Dünyanın parasını vererek aldığınız bir elbisenin arka planına bakın. Üreten şirketi sorgulayın. Çalışanları, tedarikçileri ile ilişkilerine bakın. Satın alma sözleşmelerine göz atın. Çevre duyarlılığı ile ilgili politikalarını okumasanız da olur; o politikaların ne kadarının uygulanabildiğini sivil toplum kuruluşlarına sorun.
Karbon ayak iziniz kaç, sudaki ayak iziniz ne, plastik ayak izinizin hesabını tutuyor musunuz? Bunlar da iz bırakanlarla is bırakanlar arasında mesafenin daralıp açılmasına neden olan güncel veriler. Kimse kaç paramız olduğuna, geçen yıl ne kadar kâr ettiğimize, yatırımcılarımıza hisse başına ne kazandırdığımıza bakarak değerlendirmiyor “iz” bırakma meselesini.

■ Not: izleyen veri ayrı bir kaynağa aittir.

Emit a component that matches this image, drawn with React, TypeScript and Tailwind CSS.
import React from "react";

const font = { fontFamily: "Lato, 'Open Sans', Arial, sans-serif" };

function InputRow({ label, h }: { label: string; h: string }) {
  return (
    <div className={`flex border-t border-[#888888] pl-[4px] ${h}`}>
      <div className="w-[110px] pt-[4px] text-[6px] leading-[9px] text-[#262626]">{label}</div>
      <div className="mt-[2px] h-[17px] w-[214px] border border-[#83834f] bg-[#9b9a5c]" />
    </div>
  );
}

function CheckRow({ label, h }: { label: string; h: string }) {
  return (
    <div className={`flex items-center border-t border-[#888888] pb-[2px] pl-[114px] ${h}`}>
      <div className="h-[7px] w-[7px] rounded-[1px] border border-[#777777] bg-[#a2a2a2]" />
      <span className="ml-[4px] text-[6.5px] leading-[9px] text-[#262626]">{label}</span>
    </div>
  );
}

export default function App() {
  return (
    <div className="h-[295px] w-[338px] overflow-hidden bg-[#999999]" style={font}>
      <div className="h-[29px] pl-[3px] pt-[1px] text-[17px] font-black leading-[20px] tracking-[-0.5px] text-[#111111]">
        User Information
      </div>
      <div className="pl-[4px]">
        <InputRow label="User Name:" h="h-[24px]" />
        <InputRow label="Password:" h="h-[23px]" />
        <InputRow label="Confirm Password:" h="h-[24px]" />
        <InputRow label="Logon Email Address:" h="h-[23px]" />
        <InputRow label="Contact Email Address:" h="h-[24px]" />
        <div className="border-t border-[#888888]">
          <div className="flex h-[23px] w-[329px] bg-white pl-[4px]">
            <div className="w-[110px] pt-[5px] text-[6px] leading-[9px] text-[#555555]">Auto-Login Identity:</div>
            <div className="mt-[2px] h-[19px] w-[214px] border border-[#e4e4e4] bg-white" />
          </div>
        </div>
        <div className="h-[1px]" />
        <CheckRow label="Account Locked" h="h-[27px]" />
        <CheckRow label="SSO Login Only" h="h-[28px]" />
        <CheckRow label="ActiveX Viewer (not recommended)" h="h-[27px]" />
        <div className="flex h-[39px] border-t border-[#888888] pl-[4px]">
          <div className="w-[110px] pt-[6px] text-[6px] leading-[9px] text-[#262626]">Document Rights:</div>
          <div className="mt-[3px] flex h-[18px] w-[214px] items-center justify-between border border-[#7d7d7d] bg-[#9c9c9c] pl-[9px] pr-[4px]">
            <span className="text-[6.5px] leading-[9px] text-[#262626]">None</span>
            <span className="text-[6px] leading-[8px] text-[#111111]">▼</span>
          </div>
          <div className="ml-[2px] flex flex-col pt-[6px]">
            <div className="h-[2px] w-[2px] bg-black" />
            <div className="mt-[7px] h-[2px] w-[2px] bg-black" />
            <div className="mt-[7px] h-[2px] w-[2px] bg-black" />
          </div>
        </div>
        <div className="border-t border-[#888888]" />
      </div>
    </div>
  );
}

İz bırakabilmek için çok büyük şeyler yapmaya kalkışmak gerekmiyor. Çok büyük paralar harcamak da anlamsız.
Çarpıcı hikayeler
HENÜZ 6 yaşında iken ailesi ile birlikte Afrika’ya yaptıkları ziyaret sırasında köylerde içme suyunun bulunmadığını, su temini için kadınların başlarında damacanalar ile ortalama on kilometre uzağa gidip gelmek zorunda olduklarını öğrenmesi “iz” bırakacak bir yolculuğun başlangıcı. Babasının katkısı ile açtıkları bir su kuyusunun oradaki yaşamı kökten değiştirdiğine tanık olması Ryan’ın konuyu okuluna taşımasına neden olmuş. Ryan’ın fikrinin böyle desteklenmesi ortaya bu konuda çalışacak bir vakfın doğmasının nedeni. Günümüzde Ryan’ın vakfının aracılığı ile açılan kuyulardan köylerde 750 bin aile su temin edebiliyor.

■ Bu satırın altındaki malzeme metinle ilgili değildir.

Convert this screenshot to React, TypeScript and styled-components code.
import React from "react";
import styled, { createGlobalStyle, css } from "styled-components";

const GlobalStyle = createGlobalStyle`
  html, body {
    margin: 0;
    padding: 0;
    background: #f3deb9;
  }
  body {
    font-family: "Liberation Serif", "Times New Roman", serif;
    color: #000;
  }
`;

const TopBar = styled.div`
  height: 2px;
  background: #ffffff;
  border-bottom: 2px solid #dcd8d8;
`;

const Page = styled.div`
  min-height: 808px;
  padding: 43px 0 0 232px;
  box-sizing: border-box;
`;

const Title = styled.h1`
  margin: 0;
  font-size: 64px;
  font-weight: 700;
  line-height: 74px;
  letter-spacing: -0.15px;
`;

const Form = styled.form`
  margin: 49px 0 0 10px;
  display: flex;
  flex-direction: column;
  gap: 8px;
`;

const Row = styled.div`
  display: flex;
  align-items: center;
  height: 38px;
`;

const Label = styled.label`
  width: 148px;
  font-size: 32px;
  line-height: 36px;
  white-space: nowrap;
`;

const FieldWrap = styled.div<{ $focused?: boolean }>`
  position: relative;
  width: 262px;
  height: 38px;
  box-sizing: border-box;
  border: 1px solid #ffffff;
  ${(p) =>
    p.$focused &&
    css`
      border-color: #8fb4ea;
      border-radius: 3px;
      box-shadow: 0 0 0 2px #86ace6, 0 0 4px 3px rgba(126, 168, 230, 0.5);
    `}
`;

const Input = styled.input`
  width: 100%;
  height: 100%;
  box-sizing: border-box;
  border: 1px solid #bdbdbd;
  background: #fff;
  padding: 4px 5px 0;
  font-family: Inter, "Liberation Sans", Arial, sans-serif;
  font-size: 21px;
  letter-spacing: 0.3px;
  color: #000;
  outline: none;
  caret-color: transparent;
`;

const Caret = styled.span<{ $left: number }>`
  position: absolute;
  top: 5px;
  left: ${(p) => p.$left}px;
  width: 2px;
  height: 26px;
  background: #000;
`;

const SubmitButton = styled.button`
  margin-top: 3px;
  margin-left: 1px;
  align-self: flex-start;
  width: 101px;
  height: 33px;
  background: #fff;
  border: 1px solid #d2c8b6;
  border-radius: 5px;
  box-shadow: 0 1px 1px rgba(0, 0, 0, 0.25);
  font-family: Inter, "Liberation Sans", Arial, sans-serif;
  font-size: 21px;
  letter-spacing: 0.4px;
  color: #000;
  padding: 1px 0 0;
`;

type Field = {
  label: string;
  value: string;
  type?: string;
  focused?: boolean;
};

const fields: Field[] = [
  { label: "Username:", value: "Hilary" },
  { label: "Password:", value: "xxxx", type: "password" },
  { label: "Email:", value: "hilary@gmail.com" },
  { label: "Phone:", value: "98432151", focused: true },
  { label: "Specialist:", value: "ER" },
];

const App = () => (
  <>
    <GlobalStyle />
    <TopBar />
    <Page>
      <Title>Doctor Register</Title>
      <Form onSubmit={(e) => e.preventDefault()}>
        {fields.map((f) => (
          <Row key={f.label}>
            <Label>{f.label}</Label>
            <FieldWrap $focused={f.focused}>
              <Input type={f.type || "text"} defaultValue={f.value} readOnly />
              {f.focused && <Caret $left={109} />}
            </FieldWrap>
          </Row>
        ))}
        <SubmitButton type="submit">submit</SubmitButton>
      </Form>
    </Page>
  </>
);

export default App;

İşte Steve Jobs... Kendi iç sesini dinledi. Kurduğu şirketten bile kovuldu. Ama sonunda “dünyayı, alışkanlıklarımızı, yaşam tarzımızı” ve dahi aklımıza gelebilecek birçok şeyin değişiminin öncüsü oldu. Veya günümüzdeki versiyonu olan Elon Musk. Elektrikli araçlardan sonra Mars’ta yaşamın peşinde koşuyor. Tekrar kullanılabilir roketlerdeki başarısı bu inancını bir kez daha gündemimize taşıdı.
Hepsi iz bırakan öyküler...
Ortak özellikler
SALİM Kadıbeşegil’e göre iz bırakanların ortak özellikleri var. Ne mi bunlar?
* Çatışmalara değil mutluluğa odaklanırlar.
* Kopyalardan değil gerçek kültürlerden beslenirler.
* Bilgiyi, birikimi, deneyimi karşılıksız paylaşırlar.
* Koşturmadan zamana yayarlar.
* Hedeflerle değil sonuçlarla yaşarlar.
* Yereli önemserler ancak küresel düşünürler.
* Dakikaları yaşam sanatına dönüştürürler.
* Adalet terazisinin bir kefesine insanı diğerine doğayı koyarlar.
* Onların zenginliği saygının içinde gizlidir.